The scope for extending these benefits is enormous. Imagine the possibility of rolling all subsidies into a single lump-sum cash transfer to households, an idea mooted decades ago by the economist Milton Friedman as the holy grail of efficient and equitable welfare policy. JAM makes this possible.

To realize the full benefits of JAM, the government needs — and has begun — to address both “first-mile” and “last-mile” challenges.

The “first-mile” challenges are identifying eligible beneficiaries and coordinating between states and government departments. To deliver means-tested benefits via cash transfers, the government will need a way of identifying the poor and linking beneficiaries to their bank accounts. Further, eligibility criteria and beneficiary rosters vary, and technology platforms, where they exist, may not be seamlessly interoperable. Hence the need for an extensive coordination exercise under the national government, which can incentivize states to come on board by potentially sharing fiscal savings with the states.

The “last-mile” challenge arises because cash transfer programs risk excluding genuine beneficiaries if they do not have bank accounts. Indeed, even if they have an account, they may live so far away from a bank — India has only 40,000 rural bank branches to serve 600,000 villages — that collecting benefits is arduous. Extending financial inclusion to reach the remotest and poorest will require nurturing banks that facilitate payments via mobile networks, which has achieved great success in countries such as Kenya.

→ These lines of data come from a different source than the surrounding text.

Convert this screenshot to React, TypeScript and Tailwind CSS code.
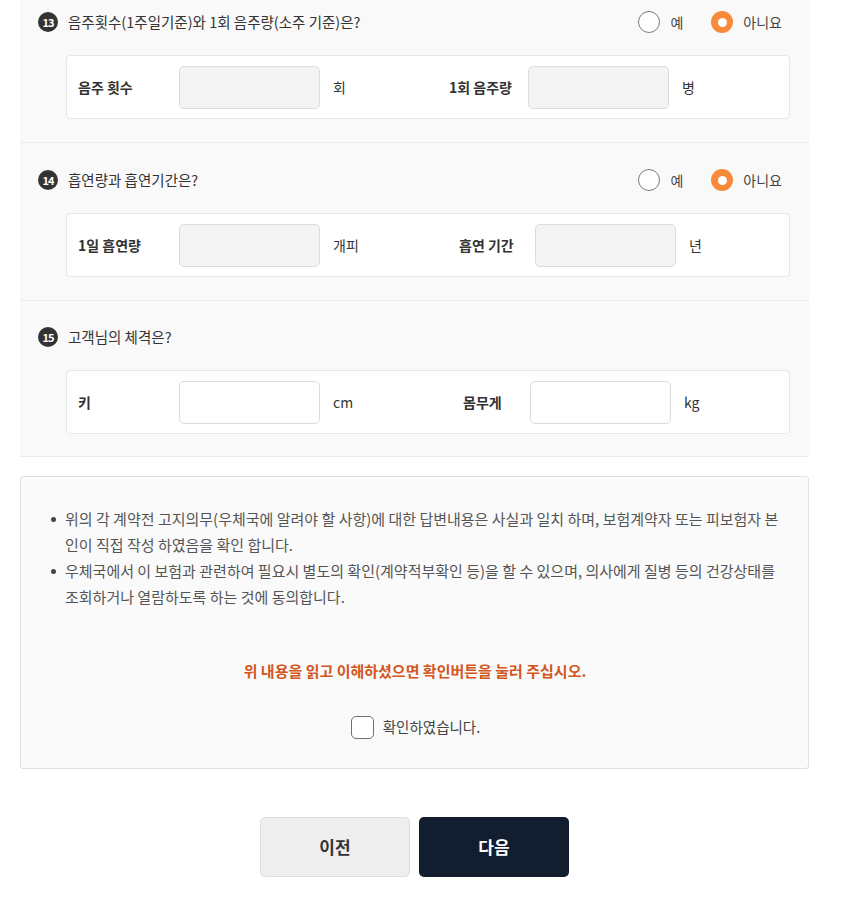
import { useState } from "react";

interface Field {
  label: string;
  unit: string;
  labelW: string;
  unitW: string;
  filled: boolean;
}

interface Question {
  no: number;
  title: string;
  radio: boolean;
  wrap: string;
  left: Field;
  right: Field;
}

const questions: Question[] = [
  {
    no: 13,
    title: "음주횟수(1주일기준)와 1회 음주량(소주 기준)은?",
    radio: true,
    wrap: "pt-[11px] pb-[23px]",
    left: { label: "음주 횟수", unit: "회", labelW: "w-[101px]", unitW: "w-[116px]", filled: true },
    right: { label: "1회 음주량", unit: "병", labelW: "w-[79px]", unitW: "", filled: true },
  },
  {
    no: 14,
    title: "흡연량과 흡연기간은?",
    radio: true,
    wrap: "pt-[26px] pb-[23px]",
    left: { label: "1일 흡연량", unit: "개피", labelW: "w-[101px]", unitW: "w-[126px]", filled: true },
    right: { label: "흡연 기간", unit: "년", labelW: "w-[76px]", unitW: "", filled: true },
  },
  {
    no: 15,
    title: "고객님의 체격은?",
    radio: false,
    wrap: "pt-[25px] pb-[22px]",
    left: { label: "키", unit: "cm", labelW: "w-[101px]", unitW: "w-[130px]", filled: false },
    right: { label: "몸무게", unit: "kg", labelW: "w-[67px]", unitW: "", filled: false },
  },
];

function Radio({ checked, label }: { checked: boolean; label: string }) {
  return (
    <label className="flex items-center gap-[10px] cursor-pointer">
      {checked ? (
        <span className="w-[22px] h-[22px] rounded-full bg-[#f7893a] flex items-center justify-center">
          <span className="w-[9px] h-[9px] rounded-full bg-white" />
        </span>
      ) : (
        <span className="w-[22px] h-[22px] rounded-full border-[1.5px] border-[#7a7a7a] bg-white" />
      )}
      <span className="text-[14px] text-[#444]">{label}</span>
    </label>
  );
}

function Input({ filled }: { filled: boolean }) {
  return (
    <input
      type="text"
      className={`w-[141px] h-[43px] rounded-[5px] border border-[#dcdcdc] outline-none px-3 ${
        filled ? "bg-[#f4f4f4]" : "bg-white"
      }`}
    />
  );
}

function QuestionBlock({ q, last }: { q: Question; last: boolean }) {
  const [yes, setYes] = useState(false);
  return (
    <div className={`${q.wrap} ${last ? "" : "border-b border-[#ececec]"}`}>
      <div className="flex items-center h-[22px] pl-[18px] pr-[27px]">
        <span className="w-[20px] h-[20px] rounded-full bg-[#333] text-white text-[11px] font-bold tracking-[-1px] flex items-center justify-center">
          {q.no}
        </span>
        <span className="ml-[10px] text-[14.5px] text-[#333]">{q.title}</span>
        {q.radio && (
          <div className="ml-auto flex items-center gap-[28px]" onClick={() => setYes(!yes)}>
            <Radio checked={yes} label="예" />
            <Radio checked={!yes} label="아니요" />
          </div>
        )}
      </div>
      <div className="ml-[46px] mr-[19px] mt-[22px] h-[64px] bg-white border border-[#e6e6e6] rounded-[4px] flex items-center pl-[11px]">
        <span className={`${q.left.labelW} text-[14px] font-bold text-[#333]`}>{q.left.label}</span>
        <Input filled={q.left.filled} />
        <span className={`ml-[13px] ${q.left.unitW} text-[14px] text-[#333]`}>{q.left.unit}</span>
        <span className={`${q.right.labelW} text-[14px] font-bold text-[#333]`}>{q.right.label}</span>
        <Input filled={q.right.filled} />
        <span className="ml-[13px] text-[14px] text-[#333]">{q.right.unit}</span>
      </div>
    </div>
  );
}

const notices = [
  "위의 각 계약전 고지의무(우체국에 알려야 할 사항)에 대한 답변내용은 사실과 일치 하며, 보험계약자 또는 피보험자 본인이 직접 작성 하였음을 확인 합니다.",
  "우체국에서 이 보험과 관련하여 필요시 별도의 확인(계약적부확인 등)을 할 수 있으며, 의사에게 질병 등의 건강상태를 조회하거나 열람하도록 하는 것에 동의합니다.",
];

export default function App() {
  const [agree, setAgree] = useState(false);

  return (
    <div
      className="min-h-[913px] bg-white pl-[20px] pr-[42px]"
      style={{ fontFamily: '"Noto Sans CJK KR", "Noto Sans", sans-serif' }}
    >
      <div className="bg-[#f9f9f9] border-b border-[#ececec]">
        {questions.map((q, i) => (
          <QuestionBlock key={q.no} q={q} last={i === questions.length - 1} />
        ))}
      </div>

      <div className="mt-[19px] h-[293px] bg-[#fafafa] border border-[#e0e0e0] rounded-[3px] pt-[29px] pl-[30px] pr-[28px]">
        <ul className="text-[15px] leading-[26px] text-[#555]">
          {notices.map((n) => (
            <li key={n} className="flex">
              <span className="w-[14px] shrink-0 pt-[11px]">
                <span className="block w-[5px] h-[5px] rounded-full bg-[#444]" />
              </span>
              <span>{n}</span>
            </li>
          ))}
        </ul>
        <p className="mt-[50px] text-center text-[15px] font-bold text-[#d4561c] pr-[1px]">
          위 내용을 읽고 이해하셨으면 확인버튼을 눌러 주십시오.
        </p>
        <label className="mt-[33px] flex items-center justify-center gap-[9px] cursor-pointer">
          <span
            onClick={() => setAgree(!agree)}
            className={`w-[23px] h-[23px] rounded-[5px] border-[1.5px] border-[#6f6f6f] flex items-center justify-center ${
              agree ? "bg-[#f7893a] border-[#f7893a]" : "bg-white"
            }`}
          />
          <span className="text-[14.5px] text-[#444]">확인하였습니다.</span>
        </label>
      </div>

      <div className="mt-[48px] flex justify-center gap-[9px]">
        <button className="w-[150px] h-[60px] rounded-[5px] bg-[#eeeeee] border border-[#dddddd] text-[17px] font-bold text-[#333]">
          이전
        </button>
        <button className="w-[150px] h-[60px] rounded-[5px] bg-[#131d30] text-[17px] font-bold text-white">
          다음
        </button>
      </div>
    </div>
  );
}
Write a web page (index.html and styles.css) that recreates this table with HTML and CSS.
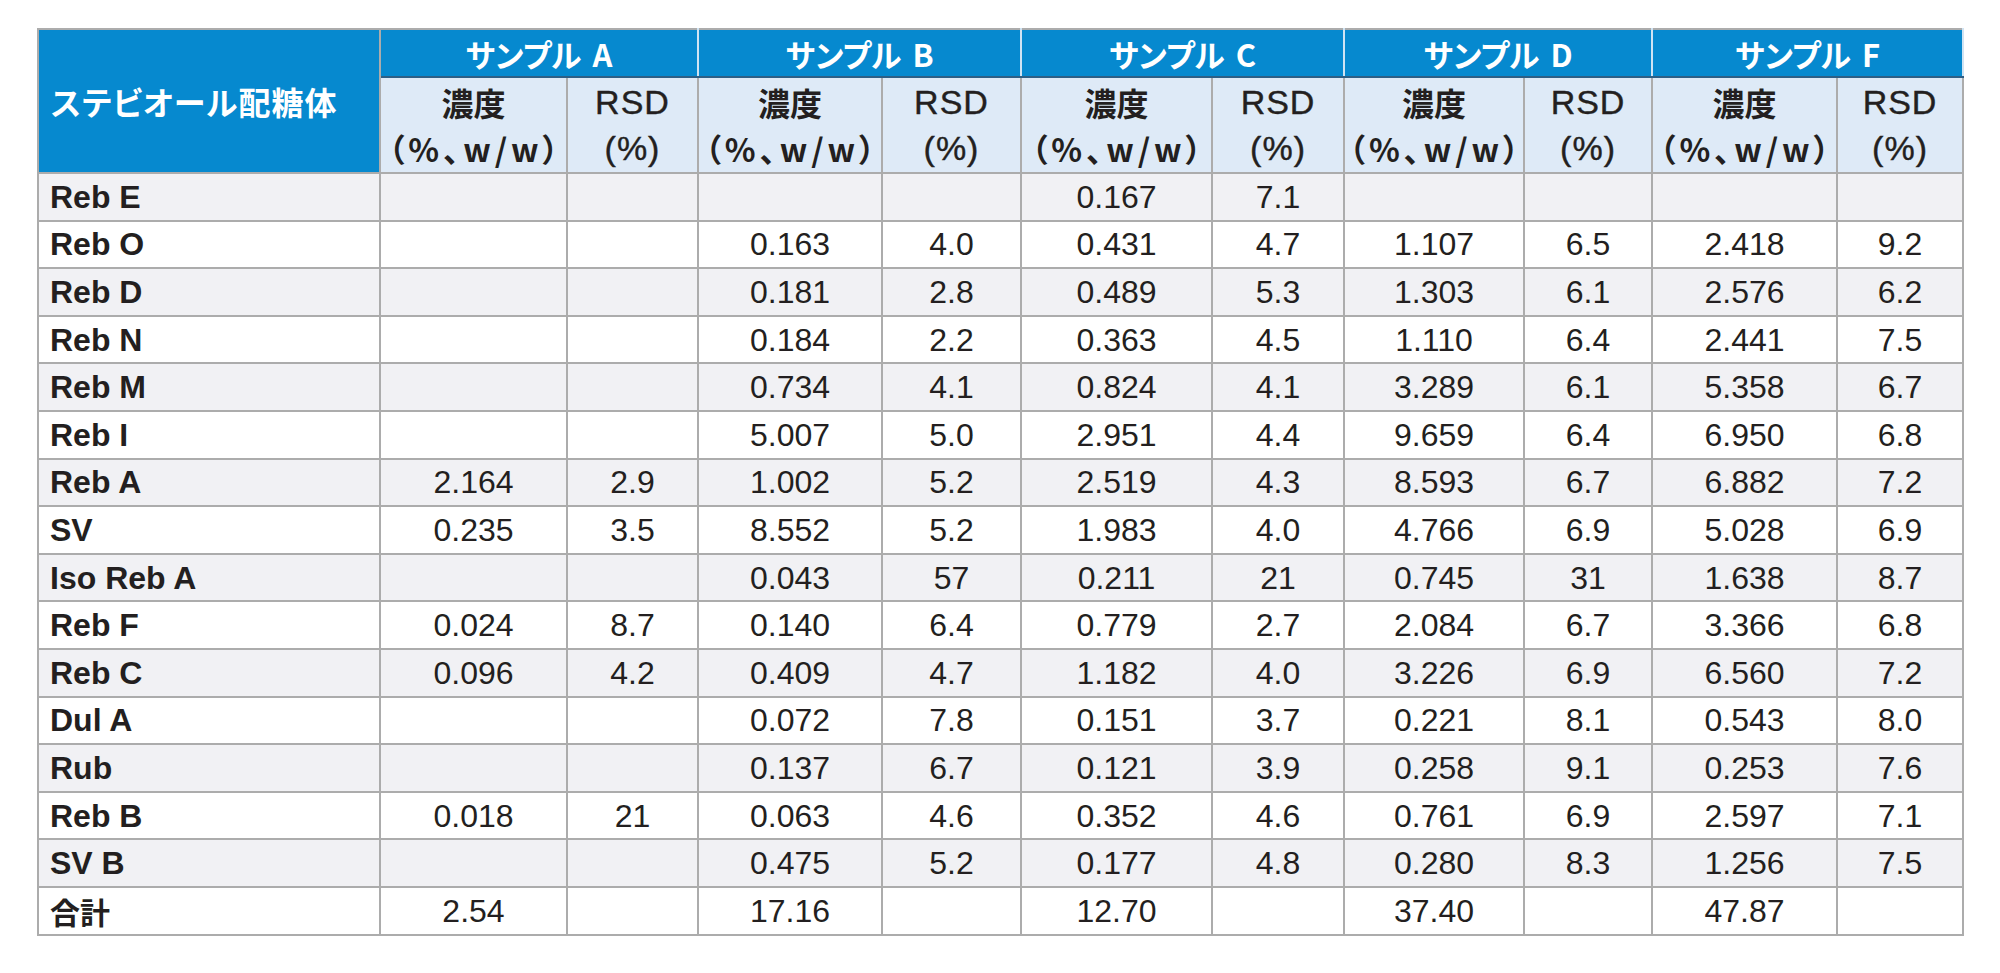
FILE: index.html
```html
<!DOCTYPE html>
<html lang="ja">
<head>
<meta charset="utf-8">
<title>ステビオール配糖体</title>
<link rel="stylesheet" href="styles.css">
</head>
<body>
<div class="page">
<table class="data">
<colgroup>
<col class="c-name"><col class="c-a1"><col class="c-a2"><col class="c-b1"><col class="c-b2"><col class="c-c1"><col class="c-c2"><col class="c-d1"><col class="c-d2"><col class="c-f1"><col class="c-f2">
</colgroup>
<thead>
<tr class="h1">
<th class="corner" rowspan="2">ステビオール配糖体</th>
<th class="sample" colspan="2">サンプル A</th>
<th class="sample" colspan="2">サンプル B</th>
<th class="sample" colspan="2">サンプル C</th>
<th class="sample" colspan="2">サンプル D</th>
<th class="sample" colspan="2">サンプル F</th>
</tr>
<tr class="h2">
<th class="sub"><span class="jp">濃度</span><br><span class="unit">（%、w/w）</span></th><th class="sub rsd">RSD<br>(%)</th>
<th class="sub"><span class="jp">濃度</span><br><span class="unit">（%、w/w）</span></th><th class="sub rsd">RSD<br>(%)</th>
<th class="sub"><span class="jp">濃度</span><br><span class="unit">（%、w/w）</span></th><th class="sub rsd">RSD<br>(%)</th>
<th class="sub"><span class="jp">濃度</span><br><span class="unit">（%、w/w）</span></th><th class="sub rsd">RSD<br>(%)</th>
<th class="sub"><span class="jp">濃度</span><br><span class="unit">（%、w/w）</span></th><th class="sub rsd">RSD<br>(%)</th>
</tr>
</thead>
<tbody>
<tr><th>Reb E</th><td></td><td></td><td></td><td></td><td>0.167</td><td>7.1</td><td></td><td></td><td></td><td></td></tr>
<tr><th>Reb O</th><td></td><td></td><td>0.163</td><td>4.0</td><td>0.431</td><td>4.7</td><td>1.107</td><td>6.5</td><td>2.418</td><td>9.2</td></tr>
<tr><th>Reb D</th><td></td><td></td><td>0.181</td><td>2.8</td><td>0.489</td><td>5.3</td><td>1.303</td><td>6.1</td><td>2.576</td><td>6.2</td></tr>
<tr><th>Reb N</th><td></td><td></td><td>0.184</td><td>2.2</td><td>0.363</td><td>4.5</td><td>1.110</td><td>6.4</td><td>2.441</td><td>7.5</td></tr>
<tr><th>Reb M</th><td></td><td></td><td>0.734</td><td>4.1</td><td>0.824</td><td>4.1</td><td>3.289</td><td>6.1</td><td>5.358</td><td>6.7</td></tr>
<tr><th>Reb I</th><td></td><td></td><td>5.007</td><td>5.0</td><td>2.951</td><td>4.4</td><td>9.659</td><td>6.4</td><td>6.950</td><td>6.8</td></tr>
<tr><th>Reb A</th><td>2.164</td><td>2.9</td><td>1.002</td><td>5.2</td><td>2.519</td><td>4.3</td><td>8.593</td><td>6.7</td><td>6.882</td><td>7.2</td></tr>
<tr><th>SV</th><td>0.235</td><td>3.5</td><td>8.552</td><td>5.2</td><td>1.983</td><td>4.0</td><td>4.766</td><td>6.9</td><td>5.028</td><td>6.9</td></tr>
<tr><th>Iso Reb A</th><td></td><td></td><td>0.043</td><td>57</td><td>0.211</td><td>21</td><td>0.745</td><td>31</td><td>1.638</td><td>8.7</td></tr>
<tr><th>Reb F</th><td>0.024</td><td>8.7</td><td>0.140</td><td>6.4</td><td>0.779</td><td>2.7</td><td>2.084</td><td>6.7</td><td>3.366</td><td>6.8</td></tr>
<tr><th>Reb C</th><td>0.096</td><td>4.2</td><td>0.409</td><td>4.7</td><td>1.182</td><td>4.0</td><td>3.226</td><td>6.9</td><td>6.560</td><td>7.2</td></tr>
<tr><th>Dul A</th><td></td><td></td><td>0.072</td><td>7.8</td><td>0.151</td><td>3.7</td><td>0.221</td><td>8.1</td><td>0.543</td><td>8.0</td></tr>
<tr><th>Rub</th><td></td><td></td><td>0.137</td><td>6.7</td><td>0.121</td><td>3.9</td><td>0.258</td><td>9.1</td><td>0.253</td><td>7.6</td></tr>
<tr><th>Reb B</th><td>0.018</td><td>21</td><td>0.063</td><td>4.6</td><td>0.352</td><td>4.6</td><td>0.761</td><td>6.9</td><td>2.597</td><td>7.1</td></tr>
<tr><th>SV B</th><td></td><td></td><td>0.475</td><td>5.2</td><td>0.177</td><td>4.8</td><td>0.280</td><td>8.3</td><td>1.256</td><td>7.5</td></tr>
<tr><th class="jp-name">合計</th><td>2.54</td><td></td><td>17.16</td><td></td><td>12.70</td><td></td><td>37.40</td><td></td><td>47.87</td><td></td></tr>
</tbody>
</table>
</div>
</body>
</html>
```

FILE: styles.css
```css
html, body {
  margin: 0;
  padding: 0;
  background: #ffffff;
}

.page {
  padding: 28px 0 0 37px;
}

.data {
  border-collapse: collapse;
  table-layout: fixed;
  width: 1925px;
  font-family: "Liberation Sans", "Noto Sans CJK JP", sans-serif;
  color: #231f20;
  font-size: 32px;
}

.c-name { width: 342px; }
.c-a1 { width: 187px; }
.c-a2 { width: 131px; }
.c-b1 { width: 184px; }
.c-b2 { width: 139px; }
.c-c1 { width: 191px; }
.c-c2 { width: 132px; }
.c-d1 { width: 180px; }
.c-d2 { width: 128px; }
.c-f1 { width: 185px; }
.c-f2 { width: 126px; }

.data th,
.data td {
  border: 2px solid #acacac;
  padding: 0;
  line-height: 1;
}

.data thead th {
  font-family: "Noto Sans CJK JP", "Liberation Sans", sans-serif;
  font-feature-settings: "palt";
}

.h1 {
  height: 48px;
}

.h2 {
  height: 96px;
}

.corner {
  background: #0689cf;
  color: #ffffff;
  text-align: left;
  padding-left: 12px !important;
  font-size: 32px;
  font-weight: 700;
  letter-spacing: 1px;
  vertical-align: middle;
}

.sample {
  background: #0689cf;
  color: #ffffff;
  font-size: 31px;
  font-weight: 700;
  text-align: center;
  vertical-align: middle;
  border-left-color: #cfe3f3 !important;
  border-right-color: #cfe3f3 !important;
  border-bottom-color: #2d5f86 !important;
  word-spacing: 4px;
}

.sub {
  background: #deeaf7;
  text-align: center;
  vertical-align: middle;
  font-size: 32px;
  line-height: 46px !important;
  font-weight: 700;
}

.unit {
  font-weight: 700;
  letter-spacing: 4px;
  margin-right: -4px;
}

.sub.rsd {
  font-family: "Liberation Sans", sans-serif !important;
  font-weight: 400;
  font-size: 34px;
  -webkit-text-stroke: 0.4px #231f20;
  letter-spacing: 1px;
}

.data tbody tr {
  height: 47.6px;
}

.data tbody tr:nth-child(odd) {
  background: #f1f1f4;
}

.data tbody tr:nth-child(even) {
  background: #ffffff;
}

.data tbody th {
  text-align: left;
  font-weight: 700;
  padding-left: 11px;
  font-size: 32px;
  white-space: nowrap;
}

.data tbody th.jp-name {
  font-family: "Noto Sans CJK JP", sans-serif;
  font-size: 30px;
}

.data tbody td {
  text-align: center;
  font-weight: 400;
}
```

India can then leapfrog from a bank-less society to a cashless one just as it went from being phoneless to cellphone- saturated.

Over all, JAM offers substantial benefits for government, the economy and especially the poor. Government finances will be improved because of the reduced subsidy burden; at the same time, government will also be legitimized and strengthened because it can transfer resources to citizens faster and more reliably. Experimental evidence from the world’s largest workfare program — the Mahatma Gandhi National Rural Employment Guarantee Scheme — found that delivering wages via a biometrically authenticated payment system reduced corruption and enabled workers to receive salaries faster. With the poor protected, market forces can be allowed to allocate resources with enormous benefits for economywide efficiency and productivity enhancement. The chief beneficiaries will be India’s poor; cash transfers are not a panacea for eliminating their hardship, but can go a long way to improving their lives.

Siddharth George is a doctoral candidate in economics at Harvard. Arvind Subramanian is the chief economic adviser to the Indian government.